Raw data:

★ ★ ★ ★ ★ ★ ★

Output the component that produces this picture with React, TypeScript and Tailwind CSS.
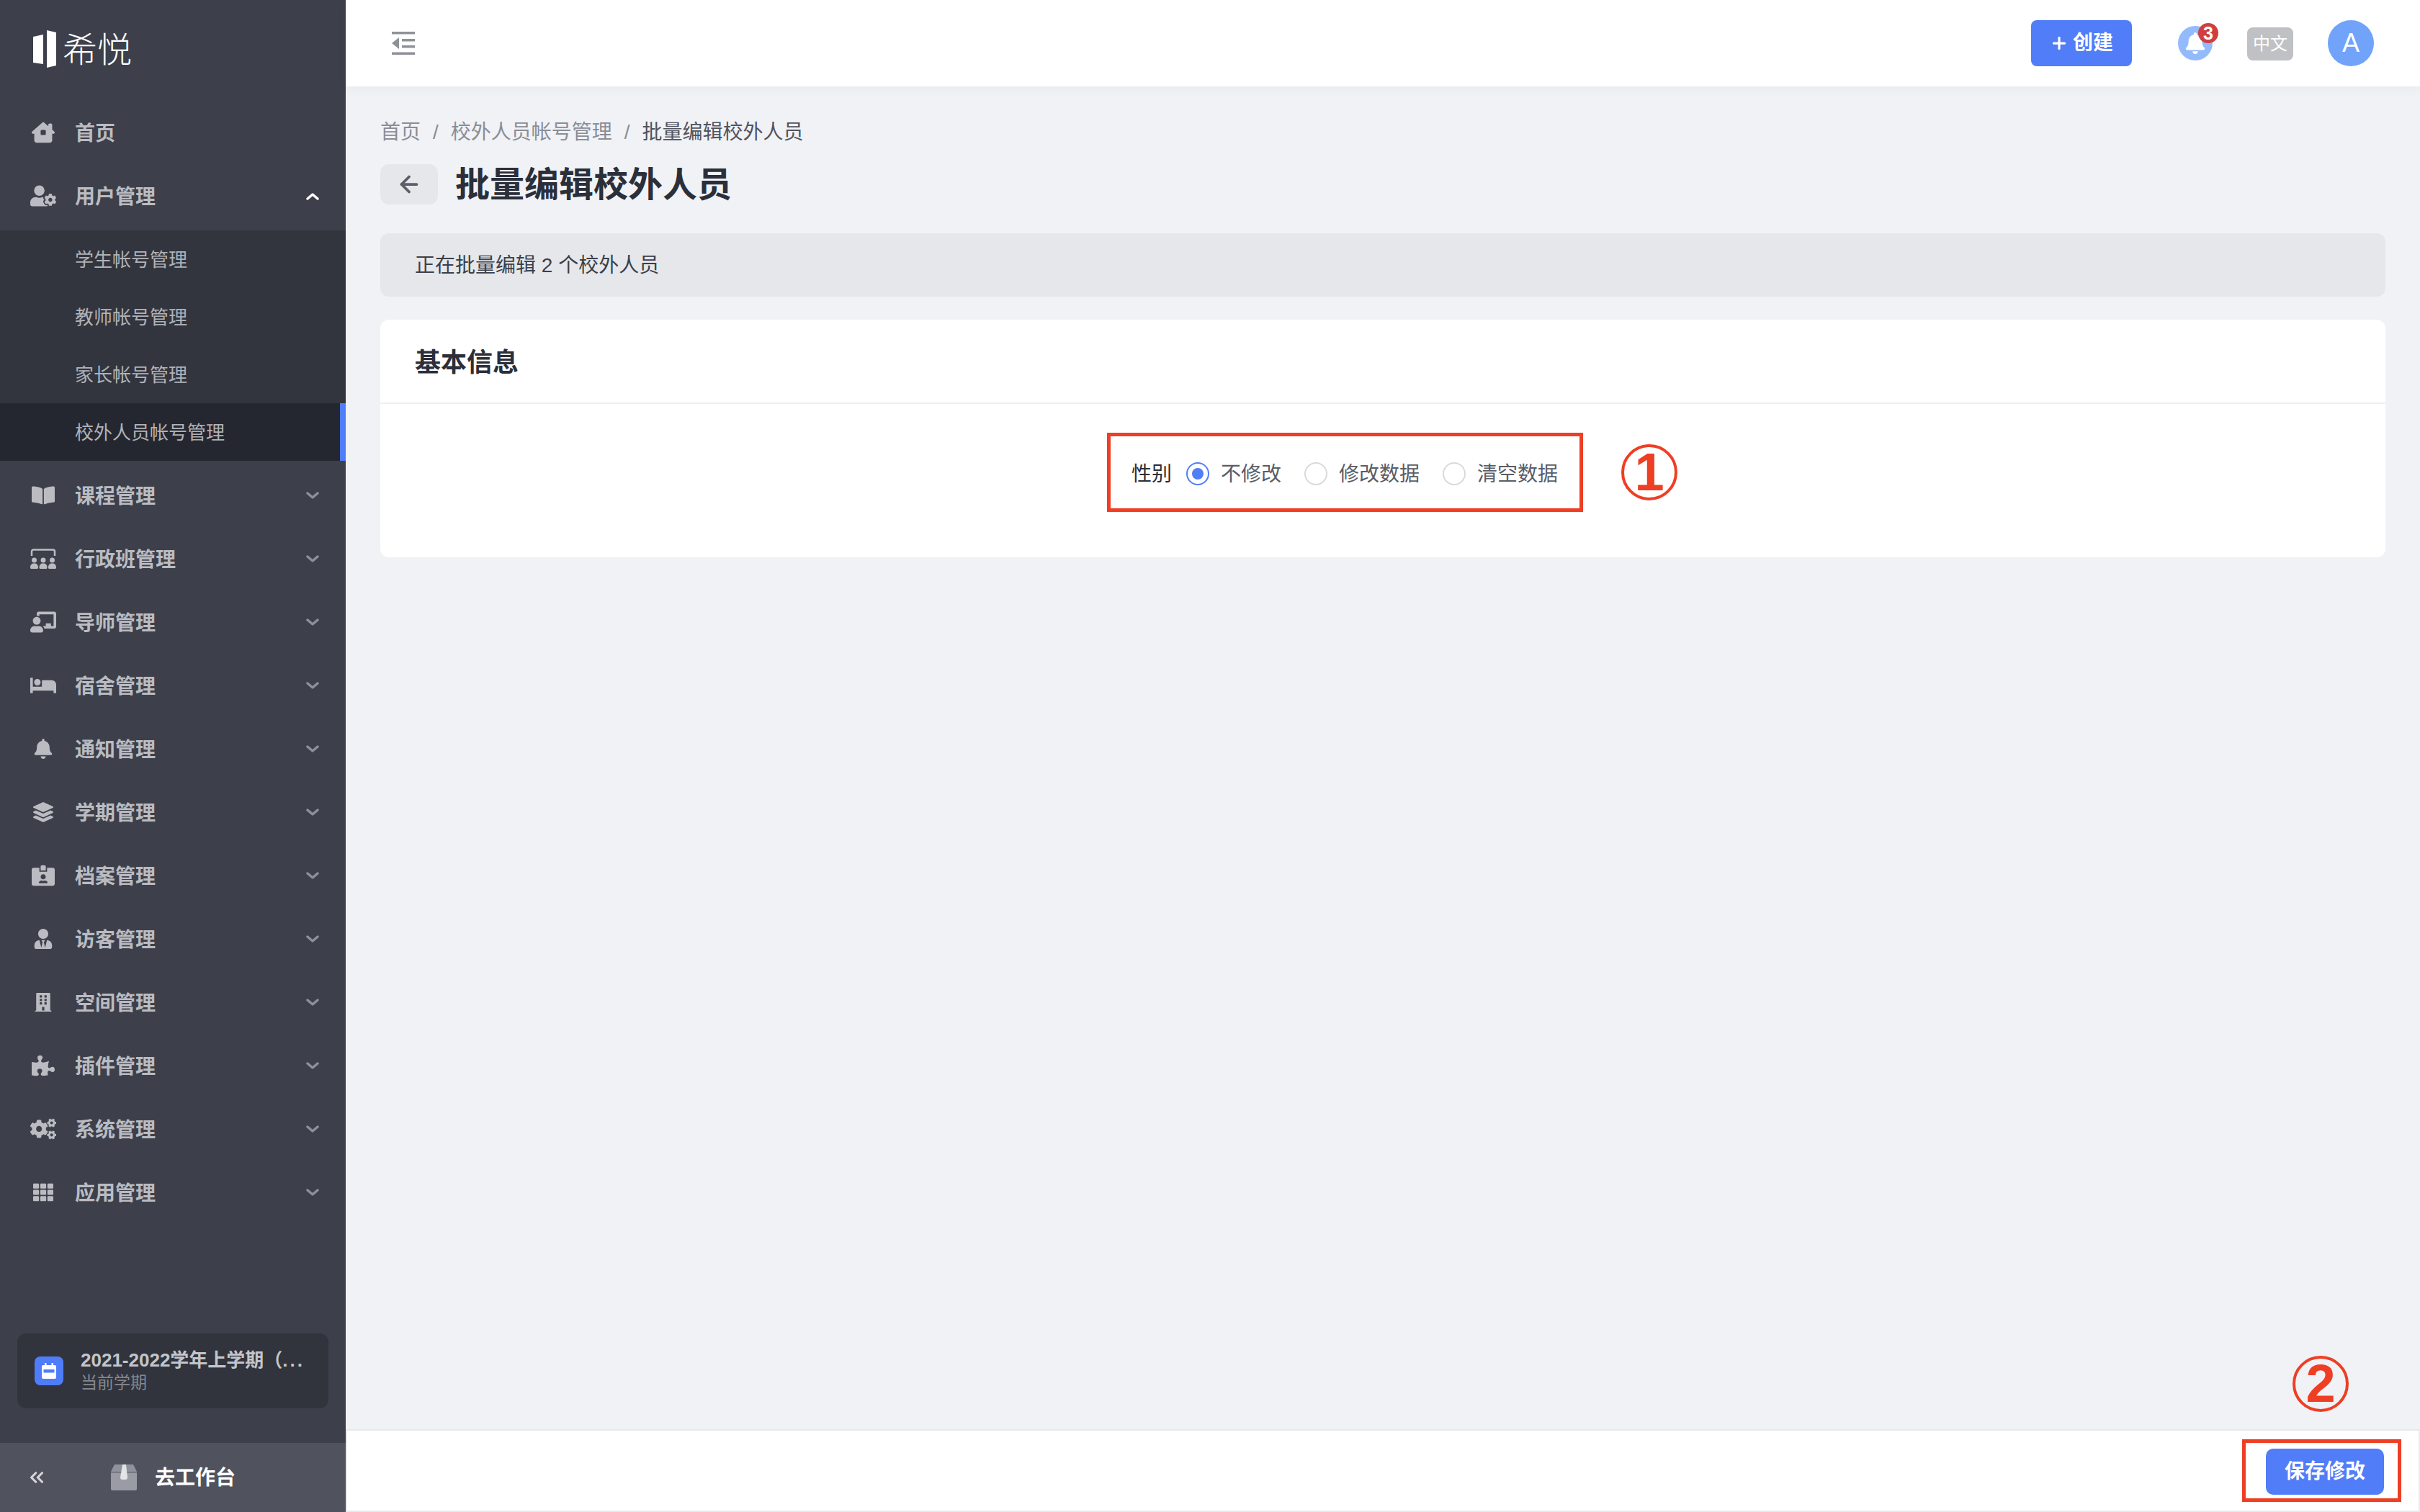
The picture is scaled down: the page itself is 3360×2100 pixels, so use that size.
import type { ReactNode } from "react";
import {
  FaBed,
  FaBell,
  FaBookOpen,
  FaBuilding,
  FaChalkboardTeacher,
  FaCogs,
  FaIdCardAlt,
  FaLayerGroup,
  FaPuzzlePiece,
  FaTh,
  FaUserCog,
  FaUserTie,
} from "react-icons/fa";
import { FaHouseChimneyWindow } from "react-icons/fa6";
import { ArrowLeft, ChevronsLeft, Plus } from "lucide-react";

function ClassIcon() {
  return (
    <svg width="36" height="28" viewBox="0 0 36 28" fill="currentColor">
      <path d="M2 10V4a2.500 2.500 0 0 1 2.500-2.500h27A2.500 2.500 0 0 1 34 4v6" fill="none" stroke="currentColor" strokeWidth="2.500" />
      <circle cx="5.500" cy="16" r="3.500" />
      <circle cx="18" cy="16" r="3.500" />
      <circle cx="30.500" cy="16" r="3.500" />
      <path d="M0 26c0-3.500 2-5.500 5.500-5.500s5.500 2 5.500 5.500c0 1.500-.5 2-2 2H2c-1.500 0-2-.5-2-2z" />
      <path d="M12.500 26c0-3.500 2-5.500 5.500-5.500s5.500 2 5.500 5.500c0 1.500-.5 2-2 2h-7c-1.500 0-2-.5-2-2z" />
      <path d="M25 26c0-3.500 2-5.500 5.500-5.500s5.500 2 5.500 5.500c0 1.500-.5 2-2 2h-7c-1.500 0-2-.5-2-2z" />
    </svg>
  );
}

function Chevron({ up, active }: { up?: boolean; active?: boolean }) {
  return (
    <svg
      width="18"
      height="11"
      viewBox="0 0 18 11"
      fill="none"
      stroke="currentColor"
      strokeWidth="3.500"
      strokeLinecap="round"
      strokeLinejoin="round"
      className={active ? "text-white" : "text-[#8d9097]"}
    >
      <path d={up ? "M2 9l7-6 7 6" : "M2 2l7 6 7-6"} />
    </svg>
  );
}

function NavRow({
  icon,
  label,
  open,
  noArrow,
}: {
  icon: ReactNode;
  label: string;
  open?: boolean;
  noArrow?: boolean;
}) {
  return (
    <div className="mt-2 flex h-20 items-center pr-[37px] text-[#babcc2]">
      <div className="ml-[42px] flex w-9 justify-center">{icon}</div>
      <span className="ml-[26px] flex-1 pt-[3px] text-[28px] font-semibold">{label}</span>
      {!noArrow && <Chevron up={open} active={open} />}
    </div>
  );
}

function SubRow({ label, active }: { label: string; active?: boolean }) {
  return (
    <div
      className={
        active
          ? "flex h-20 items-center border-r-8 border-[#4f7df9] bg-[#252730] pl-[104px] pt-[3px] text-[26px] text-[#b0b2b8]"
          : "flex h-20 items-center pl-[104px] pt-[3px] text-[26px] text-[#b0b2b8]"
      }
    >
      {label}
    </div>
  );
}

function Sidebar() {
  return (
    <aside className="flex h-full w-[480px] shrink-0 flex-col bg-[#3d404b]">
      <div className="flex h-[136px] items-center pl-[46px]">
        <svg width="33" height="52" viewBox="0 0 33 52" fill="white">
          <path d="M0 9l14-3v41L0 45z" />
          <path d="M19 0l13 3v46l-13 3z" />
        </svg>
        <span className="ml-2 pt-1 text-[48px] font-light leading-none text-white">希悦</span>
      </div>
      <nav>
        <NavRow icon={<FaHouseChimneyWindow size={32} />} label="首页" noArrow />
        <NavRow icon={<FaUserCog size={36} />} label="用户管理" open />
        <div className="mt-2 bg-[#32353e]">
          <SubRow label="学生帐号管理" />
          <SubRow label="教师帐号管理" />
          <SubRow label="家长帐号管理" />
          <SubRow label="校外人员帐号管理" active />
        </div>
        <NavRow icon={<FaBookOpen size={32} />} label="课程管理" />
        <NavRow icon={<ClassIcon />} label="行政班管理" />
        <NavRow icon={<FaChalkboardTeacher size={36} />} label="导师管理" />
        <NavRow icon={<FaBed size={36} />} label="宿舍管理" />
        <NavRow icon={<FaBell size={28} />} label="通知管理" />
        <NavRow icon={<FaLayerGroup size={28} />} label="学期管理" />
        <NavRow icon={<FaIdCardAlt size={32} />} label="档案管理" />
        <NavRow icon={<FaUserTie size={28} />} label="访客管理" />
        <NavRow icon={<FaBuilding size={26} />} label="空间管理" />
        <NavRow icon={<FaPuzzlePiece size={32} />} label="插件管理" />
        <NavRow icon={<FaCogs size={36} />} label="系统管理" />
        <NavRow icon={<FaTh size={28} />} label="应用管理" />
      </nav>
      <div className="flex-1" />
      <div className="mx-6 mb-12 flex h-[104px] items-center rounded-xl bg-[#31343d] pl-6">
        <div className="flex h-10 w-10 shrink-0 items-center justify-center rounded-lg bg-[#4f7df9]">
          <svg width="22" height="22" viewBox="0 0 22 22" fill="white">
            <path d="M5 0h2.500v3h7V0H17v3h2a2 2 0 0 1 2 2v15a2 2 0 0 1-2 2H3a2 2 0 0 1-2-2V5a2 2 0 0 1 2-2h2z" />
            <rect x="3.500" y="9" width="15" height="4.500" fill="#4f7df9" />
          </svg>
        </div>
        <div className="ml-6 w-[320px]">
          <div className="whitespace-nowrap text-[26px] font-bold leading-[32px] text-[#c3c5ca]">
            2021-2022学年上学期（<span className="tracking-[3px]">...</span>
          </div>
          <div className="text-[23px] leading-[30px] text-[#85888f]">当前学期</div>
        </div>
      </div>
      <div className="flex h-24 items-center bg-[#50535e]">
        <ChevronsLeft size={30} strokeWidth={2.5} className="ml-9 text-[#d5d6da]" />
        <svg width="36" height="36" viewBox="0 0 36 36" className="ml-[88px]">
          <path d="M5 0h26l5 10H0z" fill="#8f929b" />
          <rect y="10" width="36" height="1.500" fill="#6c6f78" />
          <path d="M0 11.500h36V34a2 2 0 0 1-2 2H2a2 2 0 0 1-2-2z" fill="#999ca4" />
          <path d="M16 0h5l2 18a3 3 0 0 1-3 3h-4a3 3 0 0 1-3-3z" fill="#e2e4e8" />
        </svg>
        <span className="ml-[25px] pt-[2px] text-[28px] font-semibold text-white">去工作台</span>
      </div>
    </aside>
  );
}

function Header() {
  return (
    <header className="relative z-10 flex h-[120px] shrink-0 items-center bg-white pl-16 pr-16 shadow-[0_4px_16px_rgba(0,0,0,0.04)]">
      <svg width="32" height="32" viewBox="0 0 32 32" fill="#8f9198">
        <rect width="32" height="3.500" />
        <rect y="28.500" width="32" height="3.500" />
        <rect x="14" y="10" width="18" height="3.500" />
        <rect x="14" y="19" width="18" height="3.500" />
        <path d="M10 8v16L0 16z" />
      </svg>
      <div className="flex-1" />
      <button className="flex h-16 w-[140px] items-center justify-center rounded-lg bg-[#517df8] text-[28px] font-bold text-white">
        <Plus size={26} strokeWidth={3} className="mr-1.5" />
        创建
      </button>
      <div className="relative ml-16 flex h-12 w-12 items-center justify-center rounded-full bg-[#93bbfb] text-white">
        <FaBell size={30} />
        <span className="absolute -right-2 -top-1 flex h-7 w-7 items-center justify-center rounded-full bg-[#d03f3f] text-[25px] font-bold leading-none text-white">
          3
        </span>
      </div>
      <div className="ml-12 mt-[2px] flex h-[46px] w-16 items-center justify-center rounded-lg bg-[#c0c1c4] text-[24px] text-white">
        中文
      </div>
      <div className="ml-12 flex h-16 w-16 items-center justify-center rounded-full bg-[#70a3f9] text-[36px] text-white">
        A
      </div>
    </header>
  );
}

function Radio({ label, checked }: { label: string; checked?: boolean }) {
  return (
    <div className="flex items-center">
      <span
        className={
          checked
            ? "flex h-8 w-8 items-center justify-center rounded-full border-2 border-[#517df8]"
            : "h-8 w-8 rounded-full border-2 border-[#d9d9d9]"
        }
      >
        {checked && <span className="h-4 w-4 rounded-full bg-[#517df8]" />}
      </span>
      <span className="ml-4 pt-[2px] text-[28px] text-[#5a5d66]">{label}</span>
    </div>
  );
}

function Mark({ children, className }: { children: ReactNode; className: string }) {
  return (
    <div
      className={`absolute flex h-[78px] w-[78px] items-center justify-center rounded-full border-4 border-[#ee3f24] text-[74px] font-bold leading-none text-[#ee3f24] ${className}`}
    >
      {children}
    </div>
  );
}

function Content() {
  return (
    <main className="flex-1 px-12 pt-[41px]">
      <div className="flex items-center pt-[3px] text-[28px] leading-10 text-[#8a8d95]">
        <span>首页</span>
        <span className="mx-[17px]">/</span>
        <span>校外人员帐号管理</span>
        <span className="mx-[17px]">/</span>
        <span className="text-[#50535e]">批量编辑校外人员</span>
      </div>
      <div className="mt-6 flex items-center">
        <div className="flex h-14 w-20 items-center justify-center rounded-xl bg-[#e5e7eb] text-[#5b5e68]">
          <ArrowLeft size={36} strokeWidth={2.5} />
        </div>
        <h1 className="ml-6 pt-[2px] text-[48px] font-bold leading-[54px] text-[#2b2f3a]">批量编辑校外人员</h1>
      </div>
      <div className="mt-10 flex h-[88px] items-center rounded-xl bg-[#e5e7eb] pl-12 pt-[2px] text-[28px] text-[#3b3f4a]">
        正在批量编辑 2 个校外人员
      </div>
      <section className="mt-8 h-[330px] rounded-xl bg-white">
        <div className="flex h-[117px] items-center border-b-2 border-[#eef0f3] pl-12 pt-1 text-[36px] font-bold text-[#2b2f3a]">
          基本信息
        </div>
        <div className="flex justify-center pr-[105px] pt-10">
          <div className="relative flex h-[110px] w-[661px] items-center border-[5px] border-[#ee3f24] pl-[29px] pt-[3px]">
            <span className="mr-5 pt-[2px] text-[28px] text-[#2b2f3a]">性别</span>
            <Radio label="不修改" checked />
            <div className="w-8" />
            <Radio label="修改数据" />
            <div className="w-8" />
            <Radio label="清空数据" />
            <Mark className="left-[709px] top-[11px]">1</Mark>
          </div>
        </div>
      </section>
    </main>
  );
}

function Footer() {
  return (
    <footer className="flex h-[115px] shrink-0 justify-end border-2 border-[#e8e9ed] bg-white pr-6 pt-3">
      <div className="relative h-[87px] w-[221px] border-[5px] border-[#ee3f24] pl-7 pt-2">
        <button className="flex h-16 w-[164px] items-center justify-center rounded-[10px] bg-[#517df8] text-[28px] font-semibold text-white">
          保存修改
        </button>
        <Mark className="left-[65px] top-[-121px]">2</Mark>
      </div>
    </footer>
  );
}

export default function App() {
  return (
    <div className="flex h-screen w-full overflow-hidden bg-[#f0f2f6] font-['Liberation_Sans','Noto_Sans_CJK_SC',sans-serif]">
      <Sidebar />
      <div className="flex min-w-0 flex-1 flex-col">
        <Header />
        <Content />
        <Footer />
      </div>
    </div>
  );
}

★ ★ ★ ★ ★ ★ ★

Report the number of lines that contain "picture", with no other words.

2